Nach M-Pesa versuchen zahlreiche Unternehmen an diesen Erfolg anzuknüpfen. Es entstanden Unternehmen wie M-Kopa, das Solarpanelen über ein Kreditmodell verkauft. Dabei zahlt der Kunde das Gerät über einen M-Pesa-Account ab. Durch den Dienst M-Farm, dessen Gründer auch aus dem iHub stammen, können Farmer per SMS Informationen über den aktuellen Handelspreis ihres Produktes einholen. iCow stellt ihnen per Kurznachricht Informationen über die richtige Haltung und Zucht von Kühen zur Verfügung. Und das Start-Up Eneza hat eine Lernapp entwickelt, das Kindern per SMS Quiz-Fragen entlang des Curriculums geschickt und sie so Stoff aus der Schule wiederholen lässt. Mittlerweile hat das System, dessen Nutzung in der Woche 0,1 Dollar kostet, über 350 000 Nutzer. „Ich bin selbst in einem Slum aufgewachsen und in meiner Klasse kümmerte sich ein Lehrer um 60 Schüler. Langsamere Schüler blieben da auf der Strecke. Eneza soll solche Probleme lösen“, sagt Mitgründer Chris Asego.

Ideenaustausch im Co-Working-Space iHub.
Ideenaustausch im Co-Working-Space iHub.

© iHub/ flickr.com

Lösungen für alltägliche Probleme

Dass viele von diesen Diensten SMS-basiert sind, kommt nicht von ungefähr. „Das Mobiltelefon ist in Afrika so omnipräsent und lebensweltprägend, dass es eine Schlüsselfunktion einnimmt“, sagt Manske.

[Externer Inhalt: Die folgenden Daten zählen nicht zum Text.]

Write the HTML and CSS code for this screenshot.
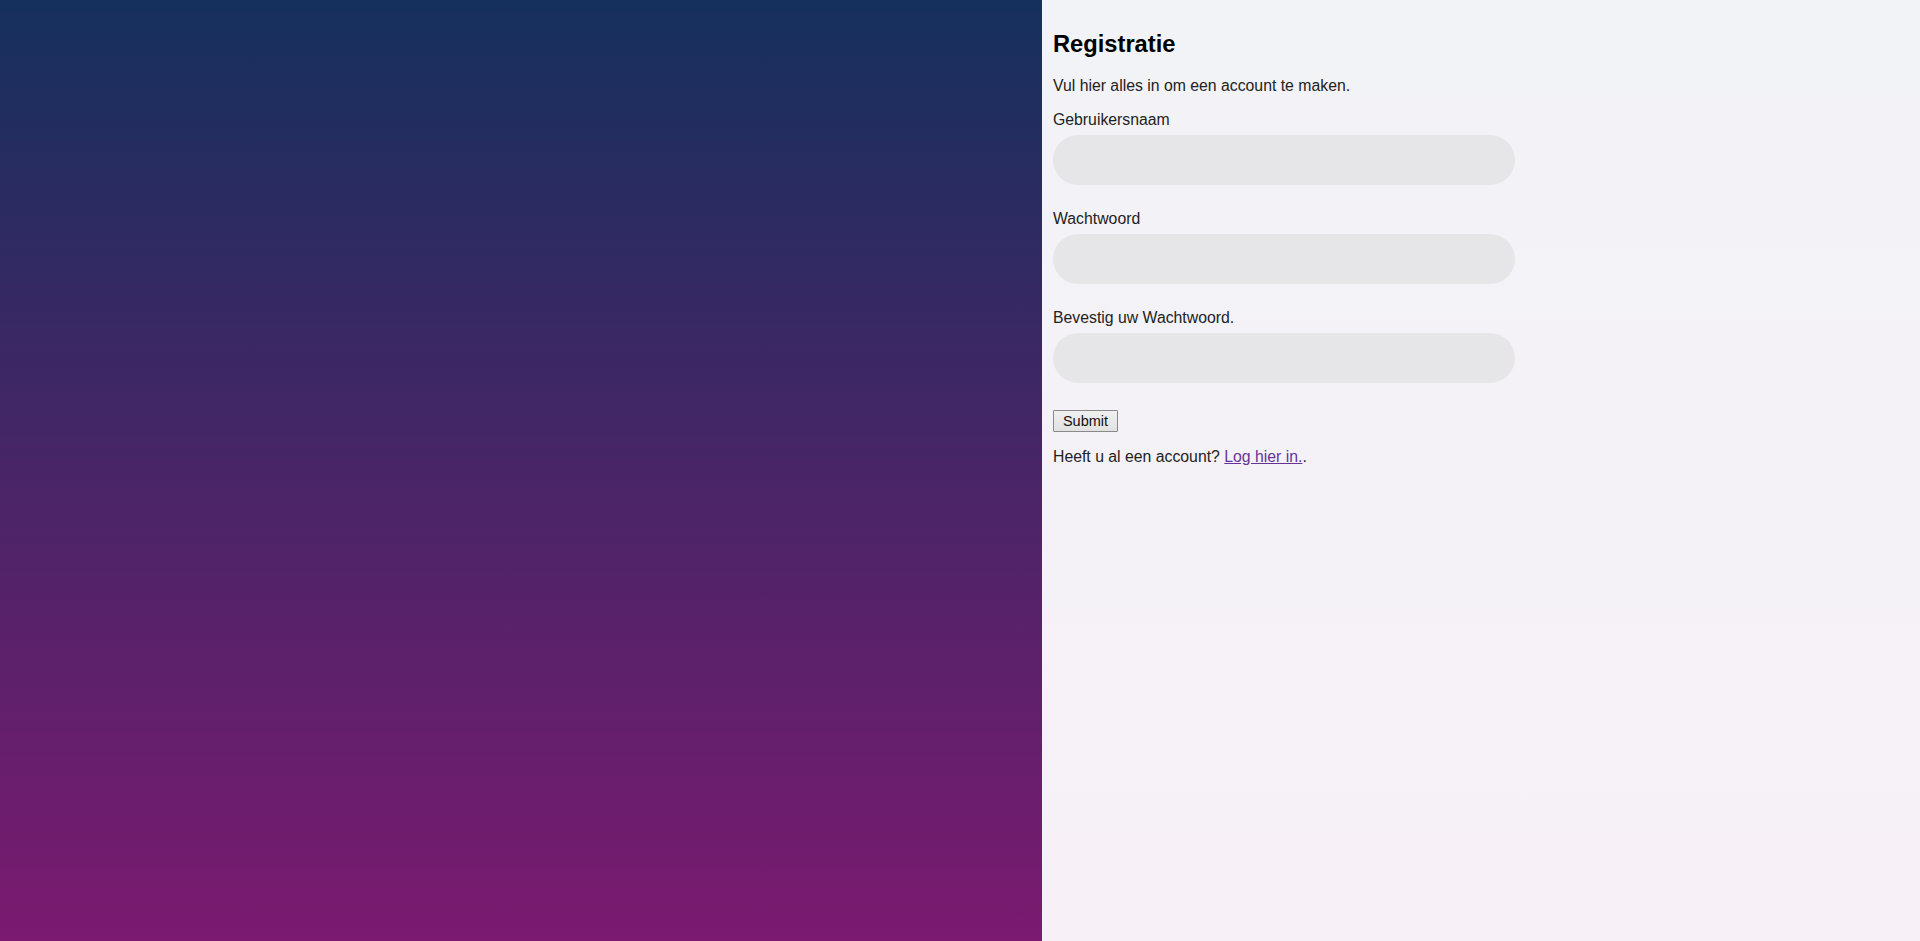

Während in Kenia Festnetztelefone die große Ausnahme sind, haben selbst 60 Prozent der Kenianer, die von weniger als 2,50 Dollar am Tag leben, Zugang zu einem Mobiltelefon. Dabei handelt es sich oft um einfache Modelle, sogenannte Feature Phones, die noch keinen Zugang zu mobilem Internet haben. „Die Innovationen, die in Kenia gemacht werden, nutzen keine neue Technologie. Sie verwenden bestehende Technologie und nutzen sie anders, um Lösungen für alltägliche Probleme zu entwickeln“, erklärt Hersman.

Er hat mit seinen Kollegen 2008 den Activist-Mapping-Dienst Ushahidi entwickelt. Mit dessen Hilfe konnten Nutzer per Email oder SMS Zeugenaussagen zu gewaltsamen Übergriffen während der Kenia-Krise auf einer Google-Maps-Karte dokumentieren. Ähnlich wie M-Pesa verbreitete sich der Dienst schnell in andere Länder. Jetzt arbeitet Hersman mit den Ushahidi-Kollegen an einem neuen Projekt: Der mobile Router BRCK funktioniert über eine eingesetzte SIM–Karte und hat genug Akku, um einen längeren Stromausfall zu überleben. In den ersten vier Wochen nach dem Markteintritt wurde er in 45 Länder verschifft.

Modelle aus dem Silicon Valley passen nicht

Doch trotz der schnellen Entwicklung der kenianischen Start-Up-Szene, hat diese mit Schwierigkeiten zu kämpfen. „In solchen jungen Ökosystemen sind die Bedingungen noch schwierig, weil wenige Investoren wirklich bereit sind, Geld zu geben“, sagt Manske. Zudem sei das Attribut „Silicon Savannah“ nicht immer hilfreich. Denn die Modelle aus dem Silicon Valley könne man nicht einfach auf Nairobi übertragen. Das zeige sich beispielsweise bei der Finanzierung. „Viele Start-Ups brauchen zunächst nur ein paar tausend Euro Grundfinanzierung, um auch ihren Lebensunterhalt zu sichern.“

Auch sei die Erwartungshaltung an die kenianische Start-Up-Szene hoch. „Alle warten auf das neue M-Pesa“, erklärt Mwangi im Skype-Gespräch. Damit das gelinge, brauche es neben Investoren mehr Mentorenprogramme und eine bessere Ausbildung an den Universitäten. „Und wir müssen an die kenianischen Produkte glauben“, sagt Mwangi zum Abschluss. Sie winkt kurz in die Kamera, wünscht alles Gute und klappt den Laptop zu. Die Verbindung nach Deutschland ist unterbrochen.